Сейчас появилось целое поколение молодых сочинителей, никогда ничего не видавших, кроме типографских чернил; поколение мелких писателей без страсти, без темперамента; глаза их не видят ни женщин, ни цветов, ни предметов искусства, ничего прекрасного в природе. Они думают, что будут писать книги. Книги – книги, имеющие значение! – возникают только из воздействия на восторженную натуру писателя впечатлений красоты, впечатлений прекрасного или уродливого. Чтобы создать нечто настоящее в литературе, нужно, чтобы все чувства были широко раскрытыми окнами.

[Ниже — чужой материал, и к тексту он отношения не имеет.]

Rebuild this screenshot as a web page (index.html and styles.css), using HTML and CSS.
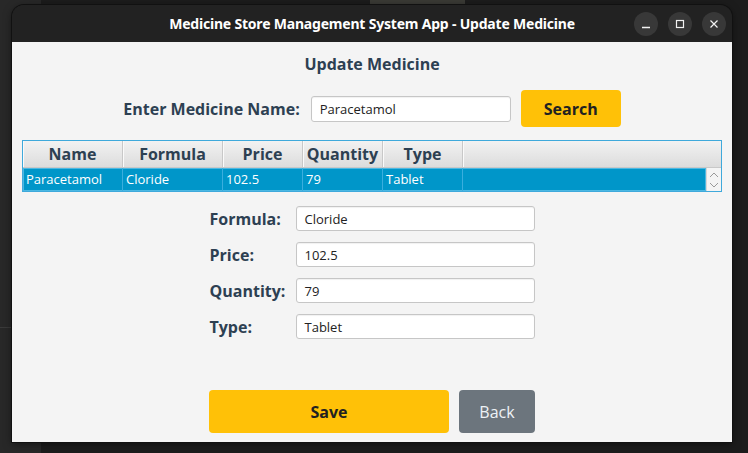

Мой отец, военный, не покупал предметов искусства, но любил, чтобы всё, что служило в хозяйстве, было необыкновенно хорошего качества и неоспоримой красоты. Я помню, как в то время, когда муслиновое стекло[105] еще не вошло в употребление, он уже пил красное вино из бокала, к которому грубая рука не могла притронуться, не разбив его. Я унаследовал эту утонченность от отца. Самое лучшее вино, самый изысканный ликер не имеют цены для меня, если надо пить его из простого стакана.
Иду я так по Булонскому лесу до моста в Сен-Клу. Гляжу минутку на отражение в Сене бедной разоренной деревни и возвращаюсь той же дорогою. А записки, набросанные в записную книжку на ходу, почти ощупью, разбираются на следующее утро, в тишине кабинета.
С некоторых пор меня соблазняет мысль совершить путешествие в Японию – и вовсе не ради собирания редкостей. Во мне живет мечта написать книгу в форме дневника, под заглавием «Год в Японии», книгу более богатую ощущениями, чем описаниями. Я уверен, что эта книга не была бы похожа ни на какую другую.
Ах, если бы я был на несколько лет моложе!